7. Parallelise Promotion

Finally, a word of advice on engineer growth. In 'traditional' companies, engineers are hired because they show promise in engineering talent. As they grow in technical ability, they also grow in the organisation and are promoted to more senior roles. Unfortunately, many companies have a single ladder for promotion and the only place to go after 'Senior Engineer' is 'Engineering Manager'.

I can't stress this enough. Don't promote into management.

Being an engineer and managing people are two completely different skills. Promoting an engineer into management is like promoting your best football player into the head coach. Not only do they not have the skills necessary to succeed in management, but you also just stripped your team of your best player. In many cases, both the individual and the team are going to end up unhappy.

Instead, parallelise your promotion tracks. Have a ladder for engineering which runs parallel to the ladder for management. Use identical pay bands for the two ladders and promote at the same rate. This only incentivises people to move sideways when they feel they'll be better at the job rather than for monetary reasons. Also, be sure to squash any 'congratulations!' messages people send when they see someone become a manager to really hit this one home.

Note that the other - more radical - option is to get rid of titles all together. In theory, this sounds interesting, but I've never worked at a company that's done this so I can't speak about the inevitable social nuances that arise.

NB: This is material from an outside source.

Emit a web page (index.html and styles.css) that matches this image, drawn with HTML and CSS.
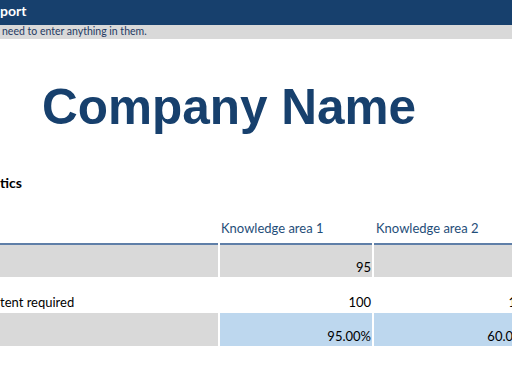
FILE: index.html
```html
<!DOCTYPE html>
<html>
<head>
<meta charset="utf-8">
<link rel="stylesheet" href="styles.css">
</head>
<body>
<div class="sheet">
  <div class="topbar">port</div>
  <div class="note">need to enter anything in them.</div>
  <div class="title">Company Name</div>
  <div class="section">tics</div>
  <div class="grid">
    <div class="head"></div>
    <div class="head">Knowledge area 1</div>
    <div class="head">Knowledge area 2</div>

    <div class="cell gray"></div>
    <div class="cell gray num">95</div>
    <div class="cell gray num"></div>

    <div class="cell">tent required</div>
    <div class="cell num">100</div>
    <div class="cell num">100</div>

    <div class="cell gray"></div>
    <div class="cell blue num">95.00%</div>
    <div class="cell blue num">60.00%</div>
  </div>
</div>
</body>
</html>
```

FILE: styles.css
```css
html, body {
  margin: 0;
  padding: 0;
  background: #ffffff;
}
.sheet {
  width: 512px;
  height: 376px;
  overflow: hidden;
  font-family: Lato, "Open Sans", sans-serif;
  color: #000;
}
.topbar {
  height: 25px;
  background: #17406d;
  color: #ffffff;
  font-weight: bold;
  font-size: 14px;
  line-height: 22px;
  white-space: nowrap;
}
.note {
  height: 14px;
  background: #d9d9d9;
  color: #1f3a63;
  font-size: 10.5px;
  line-height: 13px;
  padding-left: 2px;
  white-space: nowrap;
}
.title {
  height: 56px;
  margin-top: 40px;
  padding-left: 42px;
  font-family: "Liberation Sans", Arial, sans-serif;
  font-weight: bold;
  font-size: 49.5px;
  line-height: 56px;
  color: #17406d;
  white-space: nowrap;
}
.section {
  margin-top: 38px;
  height: 20px;
  font-weight: bold;
  font-size: 14px;
  line-height: 20px;
  white-space: nowrap;
}
.grid {
  margin-top: 24px;
  width: 540px;
  display: grid;
  grid-template-columns: 218px 152px 158px;
  grid-template-rows: 28px 33px 35px 34px;
  column-gap: 2px;
  font-size: 13px;
}
.head {
  color: #1f4e79;
  padding-left: 2px;
  line-height: 22px;
  border-bottom: 2px solid #5f7fa8;
  box-sizing: border-box;
  white-space: nowrap;
}
.grid .head:nth-child(2) { padding-left: 1px; }
.cell {
  display: flex;
  align-items: flex-end;
  padding: 0 1px 2px 0;
  box-sizing: border-box;
  white-space: nowrap;
  line-height: 16px;
  border-bottom: 1px solid #ffffff;
}
.cell.num { justify-content: flex-end; }
.gray { background: #d9d9d9; }
.blue { background: #bdd7ee; }
```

Well, that was a lot of pontification for somebody who's never run an engineer organisation, but I'm pretty confident that it's decent advice based on my own personal experience. Of course, maybe this stuff is already common knowledge. I've always been an observer and the hardest part is always executing and bringing change rather than just talking about it. If you do decide to change something about your org, I'd love to hear about how it went.